壁爐也是同樣。壁爐本是歐洲人因為燃料不足,而隻在家庭的局部區域供暖的權宜策略,這節省了巨大的能源。如今化石燃料幾乎壟斷了供暖業,絕大多數供暖係統都是全屋供暖,壁爐完全退化成裝飾品,隻能供曾經慵懶在壁爐火光下的當代老年人回憶童年樂趣。當這些歐美長大的老年人融匯進曆史長河後,壁爐就成了遙遠的記憶,就象中國的竹簡一樣成為博物館的寶貝。歐美建築業依然執著地使用壁爐設計,歐美人的自我欣賞頑冥不化可見一斑。從生活習慣看,壁爐已經漸漸進入曆史,即便使用,也存在巨大的取暖效率問題。新式天然氣壁爐有另一個麻煩,許多家庭為了保持壁爐的運轉,防止動物到煙囪 裏做窩,往往在夏天同樣留點火。這不單純是耗費燃料,更主要是增加了空調負擔。壁爐唯一的價值在於給房屋提供了一個備份的取暖方式,就象電影<The Day After Tomorrow>中描述的場景一樣,災難來臨時刻,你可以將屋內所有木材書籍等用來取暖。如果是這樣的一種考慮,建築商改變壁爐設計從而改善房屋的能源利用效率就有巨大的提升空間了。人類因為類似問題所導致的淆亂可謂數不勝數。
神的意誌在生態係統中的體現是秩序的達成,不是某種生物的欲望滿足。這和人體自身一樣,人對自身的盼望也隻是秩序的達成,而不是體內某種微生物的興盛。當人過分關注自己的欲望而導致生態秩序受到威脅,甚至生態係統的生命麵臨危險,生態圈所采取的措施無疑跟人得病采取的措施相同,正常代謝,藥物治療,最後可能是通過外力動手術。
信仰的牽引和邏輯科學的推動
本人曾多次向大家介紹這樣一個認識:人類社會的發展來源於兩方麵的作用,一是科學邏輯理性的堅實推動,另一是信仰的遙遠而虛靈的牽引。當代世界因為科學的爆發式發展,導致這兩個力量的嚴重不平衡,信仰牽引方麵發展過度滯後。這就象一支漂泊在大海中的船隊,不單有自身的動力,還有一條縹緲的牽引繩索在引領這條船向著神的方向前進。
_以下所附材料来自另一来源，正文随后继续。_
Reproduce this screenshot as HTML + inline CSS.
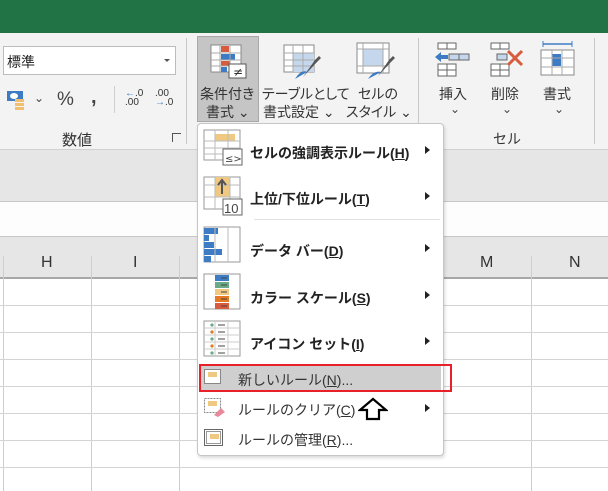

因為自身推動力發展過快,導致牽引的繩索變得很鬆弛,甚至散落到甲板上形成許多彎曲的圖形。這樣的現狀導致牽引的無力,船迷失了方向。船在慣性和風浪的作用下前行,科學與技術是巨大的主動力量,但可能會導致船偏離航向。結果可能是船駛入漩渦,也可能是船向著側向甚至神的反方向在行進。偏離得太久後,那條鬆弛的繩索的冗餘部分會漸漸消失,最終繩索刹那間繃緊,導致船在瞬間產生急速的方向掉轉。這一震動會抖落船上的多少人,是很難預料的事情。世界急需的是各艘船上的人都各自收起那些冗餘的繩索,試探著尋找神的方向。
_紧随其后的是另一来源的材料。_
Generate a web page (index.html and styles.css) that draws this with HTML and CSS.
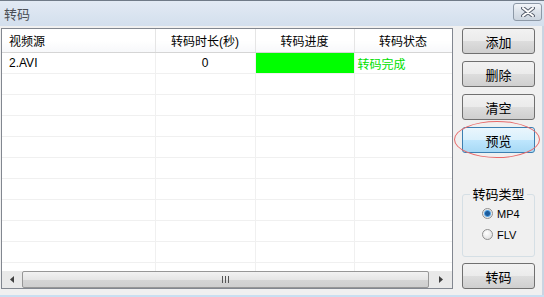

將這一問題訴諸科學很危險,科技完全解決不了這個問題,因為這是推動力。如果船的慣性方向是正確的指向神的,科學的推動會導致繩索越來越鬆,這是幸運的事情。如果我們用科學的推動期望使得這繩索越來越緊就是很可怕的事情,因為那證明你的方向偏離甚至反向了。收緊繩索隻能靠信仰層麵上的工作。科學和信仰兩方麵的力量都必不可缺,但是二者的作用方式與作用領域又是涇渭分明的,絕對不應混淆。如果將科學上的概念,本是推動作用的東西拿到信仰上來用作牽引的力量,或者用來收緊這繩索,都是危險的,效果上往往會適得其反。最典型的如遠誌明牧師在傳道中引用哥德巴赫猜想的定義來證明神的屬性,馮秉程先生用世界的多少維來說明神是何等深遠複雜,以期證明神跡可接受。這些都是錯誤的方式,看上去是一條通向神的捷徑,實際是走了冤枉路。在神的問題上,科學與信仰的兩種思維是十分微妙的關係,兩方麵都必須應用,卻又不能隨便發揮,任意滲透僭越。差之毫厘,謬以千裏。
透徹理性與古典信仰的一致結論,在於道德與理性的歸一,也就是佛教所謂的悲智不二。當代社會的問題是欲望操縱了理性。理性掙脫欲望的魔爪,應該是人類在未來最偉大也是最迫切的一步。